= AIM =
Find the lines containing the word "this" and copy every one of them.

= DATASET EXTRACT =
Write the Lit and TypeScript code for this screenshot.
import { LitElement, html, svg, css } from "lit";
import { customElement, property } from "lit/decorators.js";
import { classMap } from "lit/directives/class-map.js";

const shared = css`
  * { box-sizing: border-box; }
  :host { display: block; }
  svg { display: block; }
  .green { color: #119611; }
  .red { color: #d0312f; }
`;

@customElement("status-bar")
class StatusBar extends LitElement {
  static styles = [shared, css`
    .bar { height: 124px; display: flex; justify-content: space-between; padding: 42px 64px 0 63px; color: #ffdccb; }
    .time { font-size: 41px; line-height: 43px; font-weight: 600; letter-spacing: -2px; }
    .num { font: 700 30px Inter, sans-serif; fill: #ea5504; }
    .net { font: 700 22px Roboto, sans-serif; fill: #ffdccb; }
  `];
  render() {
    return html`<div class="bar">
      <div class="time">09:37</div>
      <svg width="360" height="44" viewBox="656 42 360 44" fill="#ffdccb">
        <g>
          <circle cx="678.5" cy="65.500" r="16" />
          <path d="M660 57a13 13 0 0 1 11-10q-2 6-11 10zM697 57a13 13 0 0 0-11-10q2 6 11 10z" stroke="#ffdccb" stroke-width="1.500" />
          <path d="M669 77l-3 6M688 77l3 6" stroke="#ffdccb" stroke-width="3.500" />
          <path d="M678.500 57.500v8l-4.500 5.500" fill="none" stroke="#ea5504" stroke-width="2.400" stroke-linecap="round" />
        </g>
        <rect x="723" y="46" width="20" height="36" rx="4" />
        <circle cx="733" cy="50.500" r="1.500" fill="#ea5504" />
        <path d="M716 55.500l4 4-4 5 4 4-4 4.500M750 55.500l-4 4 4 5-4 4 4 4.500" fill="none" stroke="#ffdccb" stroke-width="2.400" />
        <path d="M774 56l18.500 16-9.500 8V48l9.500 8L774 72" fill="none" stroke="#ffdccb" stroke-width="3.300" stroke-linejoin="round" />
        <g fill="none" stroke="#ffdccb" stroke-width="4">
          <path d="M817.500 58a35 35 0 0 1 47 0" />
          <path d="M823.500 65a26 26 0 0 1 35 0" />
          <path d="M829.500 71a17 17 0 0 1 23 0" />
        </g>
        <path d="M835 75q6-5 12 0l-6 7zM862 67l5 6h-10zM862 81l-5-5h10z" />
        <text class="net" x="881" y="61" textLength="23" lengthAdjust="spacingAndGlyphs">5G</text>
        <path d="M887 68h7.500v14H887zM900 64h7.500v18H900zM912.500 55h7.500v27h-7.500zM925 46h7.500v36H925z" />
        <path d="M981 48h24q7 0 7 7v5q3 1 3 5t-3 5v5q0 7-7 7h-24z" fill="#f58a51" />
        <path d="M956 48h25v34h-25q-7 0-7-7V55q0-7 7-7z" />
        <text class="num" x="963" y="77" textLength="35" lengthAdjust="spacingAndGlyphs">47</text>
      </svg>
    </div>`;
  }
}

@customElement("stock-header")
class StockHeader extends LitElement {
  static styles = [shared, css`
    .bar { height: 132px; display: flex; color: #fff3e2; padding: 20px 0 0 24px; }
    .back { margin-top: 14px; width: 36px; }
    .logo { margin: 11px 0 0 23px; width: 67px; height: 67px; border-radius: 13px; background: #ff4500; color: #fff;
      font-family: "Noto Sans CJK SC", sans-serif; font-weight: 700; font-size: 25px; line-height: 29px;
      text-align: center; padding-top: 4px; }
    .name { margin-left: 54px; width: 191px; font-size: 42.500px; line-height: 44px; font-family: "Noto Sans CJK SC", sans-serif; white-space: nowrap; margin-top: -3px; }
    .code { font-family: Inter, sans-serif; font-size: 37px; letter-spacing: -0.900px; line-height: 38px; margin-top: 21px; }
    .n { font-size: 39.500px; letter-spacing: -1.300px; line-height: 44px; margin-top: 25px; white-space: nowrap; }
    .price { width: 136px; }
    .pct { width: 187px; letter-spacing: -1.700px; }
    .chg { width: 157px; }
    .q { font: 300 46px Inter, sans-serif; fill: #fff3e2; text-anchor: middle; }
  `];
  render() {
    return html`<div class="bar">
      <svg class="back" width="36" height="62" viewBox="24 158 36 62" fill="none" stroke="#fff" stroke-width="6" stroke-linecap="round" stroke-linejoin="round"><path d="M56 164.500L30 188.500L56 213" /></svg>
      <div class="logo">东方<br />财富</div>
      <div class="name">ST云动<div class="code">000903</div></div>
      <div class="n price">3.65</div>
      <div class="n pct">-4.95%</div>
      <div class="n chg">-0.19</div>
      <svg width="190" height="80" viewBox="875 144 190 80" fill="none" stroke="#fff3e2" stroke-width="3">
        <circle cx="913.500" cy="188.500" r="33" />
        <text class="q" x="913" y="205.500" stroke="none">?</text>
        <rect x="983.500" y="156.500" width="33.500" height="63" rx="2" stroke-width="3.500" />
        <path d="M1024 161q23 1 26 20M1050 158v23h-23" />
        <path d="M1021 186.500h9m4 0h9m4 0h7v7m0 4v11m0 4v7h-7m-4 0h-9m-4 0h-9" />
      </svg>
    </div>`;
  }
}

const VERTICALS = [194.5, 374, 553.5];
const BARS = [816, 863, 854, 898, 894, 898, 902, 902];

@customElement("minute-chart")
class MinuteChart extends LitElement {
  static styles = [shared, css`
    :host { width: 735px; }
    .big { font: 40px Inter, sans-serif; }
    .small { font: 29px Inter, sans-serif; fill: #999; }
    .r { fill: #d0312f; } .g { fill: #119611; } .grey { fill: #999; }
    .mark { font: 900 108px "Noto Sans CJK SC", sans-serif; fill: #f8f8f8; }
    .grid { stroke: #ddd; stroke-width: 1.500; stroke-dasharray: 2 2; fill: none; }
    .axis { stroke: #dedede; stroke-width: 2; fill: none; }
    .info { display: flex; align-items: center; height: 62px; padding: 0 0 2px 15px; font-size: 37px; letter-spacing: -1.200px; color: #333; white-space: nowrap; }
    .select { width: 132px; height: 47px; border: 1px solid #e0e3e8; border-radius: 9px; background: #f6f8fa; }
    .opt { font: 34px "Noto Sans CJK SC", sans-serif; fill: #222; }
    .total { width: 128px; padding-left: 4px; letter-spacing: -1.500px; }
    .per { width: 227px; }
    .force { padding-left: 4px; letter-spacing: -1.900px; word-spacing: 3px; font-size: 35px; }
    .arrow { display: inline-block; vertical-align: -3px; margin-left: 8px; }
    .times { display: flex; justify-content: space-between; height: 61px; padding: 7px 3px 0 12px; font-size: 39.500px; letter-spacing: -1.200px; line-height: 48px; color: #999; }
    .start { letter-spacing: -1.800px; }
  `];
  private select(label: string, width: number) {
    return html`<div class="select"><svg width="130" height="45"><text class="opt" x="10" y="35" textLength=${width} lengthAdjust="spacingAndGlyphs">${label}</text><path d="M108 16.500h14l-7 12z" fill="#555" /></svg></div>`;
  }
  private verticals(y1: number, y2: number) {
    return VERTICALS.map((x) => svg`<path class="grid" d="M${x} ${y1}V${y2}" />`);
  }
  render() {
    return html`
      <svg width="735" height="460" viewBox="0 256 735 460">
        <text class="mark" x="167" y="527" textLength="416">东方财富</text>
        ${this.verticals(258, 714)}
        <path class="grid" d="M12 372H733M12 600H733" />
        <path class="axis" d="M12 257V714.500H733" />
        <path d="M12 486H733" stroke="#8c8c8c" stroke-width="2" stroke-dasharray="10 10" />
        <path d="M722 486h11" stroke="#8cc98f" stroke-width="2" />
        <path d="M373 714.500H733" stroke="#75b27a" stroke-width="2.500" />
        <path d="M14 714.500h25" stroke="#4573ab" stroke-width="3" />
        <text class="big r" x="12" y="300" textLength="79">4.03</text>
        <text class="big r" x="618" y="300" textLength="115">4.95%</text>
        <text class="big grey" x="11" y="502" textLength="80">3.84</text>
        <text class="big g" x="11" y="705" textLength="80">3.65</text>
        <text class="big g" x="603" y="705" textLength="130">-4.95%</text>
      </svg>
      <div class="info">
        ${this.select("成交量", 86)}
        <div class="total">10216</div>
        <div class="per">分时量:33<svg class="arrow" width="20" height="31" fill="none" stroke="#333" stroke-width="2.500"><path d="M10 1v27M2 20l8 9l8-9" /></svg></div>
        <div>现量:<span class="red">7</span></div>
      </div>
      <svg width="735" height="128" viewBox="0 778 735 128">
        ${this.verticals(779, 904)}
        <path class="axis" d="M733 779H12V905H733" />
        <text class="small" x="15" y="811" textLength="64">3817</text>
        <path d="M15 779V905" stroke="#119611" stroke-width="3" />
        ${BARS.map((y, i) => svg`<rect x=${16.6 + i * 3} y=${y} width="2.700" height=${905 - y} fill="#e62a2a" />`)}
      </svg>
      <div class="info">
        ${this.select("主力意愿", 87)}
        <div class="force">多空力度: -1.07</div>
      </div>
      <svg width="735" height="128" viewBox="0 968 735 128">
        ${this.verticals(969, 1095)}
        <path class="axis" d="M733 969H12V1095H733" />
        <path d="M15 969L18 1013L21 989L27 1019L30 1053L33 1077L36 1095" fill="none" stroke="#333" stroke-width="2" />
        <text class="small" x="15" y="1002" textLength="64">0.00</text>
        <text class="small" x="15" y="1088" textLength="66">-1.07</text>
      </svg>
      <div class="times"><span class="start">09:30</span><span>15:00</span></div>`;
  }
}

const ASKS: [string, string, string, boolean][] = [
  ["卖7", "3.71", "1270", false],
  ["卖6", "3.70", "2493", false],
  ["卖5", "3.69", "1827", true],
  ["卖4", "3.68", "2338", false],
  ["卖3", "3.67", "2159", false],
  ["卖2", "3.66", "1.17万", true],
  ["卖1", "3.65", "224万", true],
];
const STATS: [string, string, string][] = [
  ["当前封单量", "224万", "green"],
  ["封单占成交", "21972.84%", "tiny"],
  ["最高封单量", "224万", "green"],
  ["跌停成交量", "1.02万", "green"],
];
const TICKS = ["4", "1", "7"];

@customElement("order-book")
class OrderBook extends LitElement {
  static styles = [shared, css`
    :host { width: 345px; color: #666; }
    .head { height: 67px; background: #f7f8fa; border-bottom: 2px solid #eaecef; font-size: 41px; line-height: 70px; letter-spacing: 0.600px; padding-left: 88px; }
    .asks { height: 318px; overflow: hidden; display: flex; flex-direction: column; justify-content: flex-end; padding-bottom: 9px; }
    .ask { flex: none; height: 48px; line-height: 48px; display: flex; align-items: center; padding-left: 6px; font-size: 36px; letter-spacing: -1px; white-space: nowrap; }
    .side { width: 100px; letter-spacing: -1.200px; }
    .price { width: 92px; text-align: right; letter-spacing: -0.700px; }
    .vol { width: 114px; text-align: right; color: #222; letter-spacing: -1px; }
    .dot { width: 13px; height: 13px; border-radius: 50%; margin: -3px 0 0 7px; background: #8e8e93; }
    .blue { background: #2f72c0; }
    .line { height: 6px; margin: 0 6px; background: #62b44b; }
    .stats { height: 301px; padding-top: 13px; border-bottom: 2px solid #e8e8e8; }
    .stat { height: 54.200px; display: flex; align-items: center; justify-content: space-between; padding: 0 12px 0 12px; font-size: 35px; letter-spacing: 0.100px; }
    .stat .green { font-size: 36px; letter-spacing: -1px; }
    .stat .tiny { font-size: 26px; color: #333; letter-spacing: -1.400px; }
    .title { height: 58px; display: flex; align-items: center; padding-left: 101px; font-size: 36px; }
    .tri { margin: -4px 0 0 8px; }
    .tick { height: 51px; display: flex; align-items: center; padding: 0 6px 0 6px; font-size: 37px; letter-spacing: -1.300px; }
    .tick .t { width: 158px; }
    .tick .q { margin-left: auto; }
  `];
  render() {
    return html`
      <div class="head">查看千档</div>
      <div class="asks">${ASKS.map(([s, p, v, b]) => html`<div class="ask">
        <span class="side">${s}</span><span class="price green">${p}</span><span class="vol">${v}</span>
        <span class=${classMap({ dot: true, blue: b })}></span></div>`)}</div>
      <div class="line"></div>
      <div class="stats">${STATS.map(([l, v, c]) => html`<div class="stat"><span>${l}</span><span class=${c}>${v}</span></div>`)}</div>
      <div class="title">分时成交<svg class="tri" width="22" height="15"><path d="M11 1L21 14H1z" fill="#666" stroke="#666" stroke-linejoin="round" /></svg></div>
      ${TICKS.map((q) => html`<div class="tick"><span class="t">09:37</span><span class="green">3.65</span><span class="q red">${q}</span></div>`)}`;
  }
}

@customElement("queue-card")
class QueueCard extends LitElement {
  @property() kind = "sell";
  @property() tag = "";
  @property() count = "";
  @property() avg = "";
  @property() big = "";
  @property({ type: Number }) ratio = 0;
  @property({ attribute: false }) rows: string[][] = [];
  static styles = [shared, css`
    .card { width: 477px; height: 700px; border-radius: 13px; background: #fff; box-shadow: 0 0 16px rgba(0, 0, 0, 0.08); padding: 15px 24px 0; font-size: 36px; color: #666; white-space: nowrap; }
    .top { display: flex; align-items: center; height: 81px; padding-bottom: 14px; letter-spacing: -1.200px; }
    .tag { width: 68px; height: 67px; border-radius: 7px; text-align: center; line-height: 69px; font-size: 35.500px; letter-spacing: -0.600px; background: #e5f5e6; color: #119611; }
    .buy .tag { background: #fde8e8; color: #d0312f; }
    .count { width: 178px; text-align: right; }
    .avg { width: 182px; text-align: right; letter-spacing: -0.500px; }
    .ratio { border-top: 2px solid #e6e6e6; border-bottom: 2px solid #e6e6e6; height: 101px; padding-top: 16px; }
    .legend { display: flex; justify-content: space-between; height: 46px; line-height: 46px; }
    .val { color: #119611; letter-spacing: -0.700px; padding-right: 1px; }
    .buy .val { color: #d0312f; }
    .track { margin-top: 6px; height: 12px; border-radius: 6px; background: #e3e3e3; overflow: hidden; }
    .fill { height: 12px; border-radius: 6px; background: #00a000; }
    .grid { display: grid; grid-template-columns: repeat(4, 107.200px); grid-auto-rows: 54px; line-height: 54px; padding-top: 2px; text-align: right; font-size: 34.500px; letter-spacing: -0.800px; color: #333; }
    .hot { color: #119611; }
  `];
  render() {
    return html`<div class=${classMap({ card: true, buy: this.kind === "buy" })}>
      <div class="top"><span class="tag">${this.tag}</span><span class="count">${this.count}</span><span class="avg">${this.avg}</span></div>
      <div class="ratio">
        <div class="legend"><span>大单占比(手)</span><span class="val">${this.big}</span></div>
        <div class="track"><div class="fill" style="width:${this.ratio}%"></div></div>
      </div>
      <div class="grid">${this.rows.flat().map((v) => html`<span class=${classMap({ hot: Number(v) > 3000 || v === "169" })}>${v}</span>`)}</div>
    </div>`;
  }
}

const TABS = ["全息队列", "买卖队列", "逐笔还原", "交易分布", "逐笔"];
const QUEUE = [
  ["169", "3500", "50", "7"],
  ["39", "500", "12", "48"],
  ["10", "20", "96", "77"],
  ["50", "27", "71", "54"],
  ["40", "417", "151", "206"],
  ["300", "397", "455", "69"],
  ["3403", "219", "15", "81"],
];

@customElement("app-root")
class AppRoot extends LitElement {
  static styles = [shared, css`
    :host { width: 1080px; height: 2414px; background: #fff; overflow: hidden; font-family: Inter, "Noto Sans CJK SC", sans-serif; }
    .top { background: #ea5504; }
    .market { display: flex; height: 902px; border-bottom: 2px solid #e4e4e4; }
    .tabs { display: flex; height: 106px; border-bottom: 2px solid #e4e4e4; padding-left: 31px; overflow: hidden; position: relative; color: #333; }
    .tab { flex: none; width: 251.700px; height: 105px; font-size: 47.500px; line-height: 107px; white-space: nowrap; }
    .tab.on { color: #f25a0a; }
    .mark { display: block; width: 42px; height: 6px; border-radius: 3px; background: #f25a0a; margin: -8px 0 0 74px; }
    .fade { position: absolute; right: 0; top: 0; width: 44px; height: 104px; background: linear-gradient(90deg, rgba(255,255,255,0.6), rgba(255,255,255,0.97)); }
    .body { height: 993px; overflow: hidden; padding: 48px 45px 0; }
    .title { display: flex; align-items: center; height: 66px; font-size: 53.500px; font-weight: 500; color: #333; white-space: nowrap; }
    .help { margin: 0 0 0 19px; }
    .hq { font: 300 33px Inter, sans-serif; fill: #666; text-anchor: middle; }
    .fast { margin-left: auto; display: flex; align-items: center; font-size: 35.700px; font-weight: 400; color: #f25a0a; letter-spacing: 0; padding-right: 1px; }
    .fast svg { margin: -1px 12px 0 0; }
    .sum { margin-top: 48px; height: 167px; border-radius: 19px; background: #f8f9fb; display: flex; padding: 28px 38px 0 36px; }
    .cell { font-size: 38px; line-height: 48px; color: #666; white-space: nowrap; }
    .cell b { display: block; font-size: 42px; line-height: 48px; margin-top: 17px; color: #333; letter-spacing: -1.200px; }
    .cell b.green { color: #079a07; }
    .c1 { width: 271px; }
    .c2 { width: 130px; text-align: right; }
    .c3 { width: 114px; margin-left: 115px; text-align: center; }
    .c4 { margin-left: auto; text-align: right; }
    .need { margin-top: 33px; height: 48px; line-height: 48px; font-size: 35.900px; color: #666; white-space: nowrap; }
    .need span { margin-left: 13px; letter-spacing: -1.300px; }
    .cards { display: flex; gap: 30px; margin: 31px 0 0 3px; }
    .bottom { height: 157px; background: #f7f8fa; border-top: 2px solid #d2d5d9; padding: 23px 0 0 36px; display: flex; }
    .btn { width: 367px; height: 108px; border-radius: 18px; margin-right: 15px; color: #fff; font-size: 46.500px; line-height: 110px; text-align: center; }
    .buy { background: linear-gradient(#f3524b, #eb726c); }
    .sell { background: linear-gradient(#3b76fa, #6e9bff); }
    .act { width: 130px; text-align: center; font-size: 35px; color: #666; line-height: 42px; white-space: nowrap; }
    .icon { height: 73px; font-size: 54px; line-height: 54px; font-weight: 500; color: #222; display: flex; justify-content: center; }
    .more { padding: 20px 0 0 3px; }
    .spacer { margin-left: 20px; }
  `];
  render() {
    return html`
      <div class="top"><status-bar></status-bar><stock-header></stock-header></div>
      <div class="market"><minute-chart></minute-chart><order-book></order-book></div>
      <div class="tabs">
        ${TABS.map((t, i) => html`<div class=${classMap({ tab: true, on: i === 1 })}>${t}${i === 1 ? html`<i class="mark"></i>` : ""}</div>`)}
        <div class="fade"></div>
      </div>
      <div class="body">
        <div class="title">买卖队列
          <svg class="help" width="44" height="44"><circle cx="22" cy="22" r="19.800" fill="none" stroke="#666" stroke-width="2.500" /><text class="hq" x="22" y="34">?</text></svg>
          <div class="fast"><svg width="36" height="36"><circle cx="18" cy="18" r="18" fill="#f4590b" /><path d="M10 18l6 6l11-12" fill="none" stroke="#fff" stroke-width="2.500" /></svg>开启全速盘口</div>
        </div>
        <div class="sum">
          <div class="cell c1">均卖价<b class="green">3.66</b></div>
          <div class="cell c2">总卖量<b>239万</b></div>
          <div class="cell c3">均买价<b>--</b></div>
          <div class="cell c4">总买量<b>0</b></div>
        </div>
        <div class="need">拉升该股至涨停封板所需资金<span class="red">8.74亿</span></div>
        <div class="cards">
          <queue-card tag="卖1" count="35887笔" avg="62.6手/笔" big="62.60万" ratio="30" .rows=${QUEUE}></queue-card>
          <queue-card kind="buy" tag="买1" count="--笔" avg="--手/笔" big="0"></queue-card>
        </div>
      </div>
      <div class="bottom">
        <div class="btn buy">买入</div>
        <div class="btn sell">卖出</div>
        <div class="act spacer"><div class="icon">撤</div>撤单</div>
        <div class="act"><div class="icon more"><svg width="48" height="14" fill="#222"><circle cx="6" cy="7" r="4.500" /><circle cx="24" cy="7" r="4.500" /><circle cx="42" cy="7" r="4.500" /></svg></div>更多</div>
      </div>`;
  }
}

= COMPLETED TASK =
Write the Lit and TypeScript code for this screenshot.
        ${this.verticals(258, 714)}
        ${this.select("成交量", 86)}
        ${this.verticals(779, 904)}
        ${this.select("主力意愿", 87)}
        ${this.verticals(969, 1095)}
    return html`<div class=${classMap({ card: true, buy: this.kind === "buy" })}>
      <div class="top"><span class="tag">${this.tag}</span><span class="count">${this.count}</span><span class="avg">${this.avg}</span></div>
        <div class="legend"><span>大单占比(手)</span><span class="val">${this.big}</span></div>
        <div class="track"><div class="fill" style="width:${this.ratio}%"></div></div>
      <div class="grid">${this.rows.flat().map((v) => html`<span class=${classMap({ hot: Number(v) > 3000 || v === "169" })}>${v}</span>`)}</div>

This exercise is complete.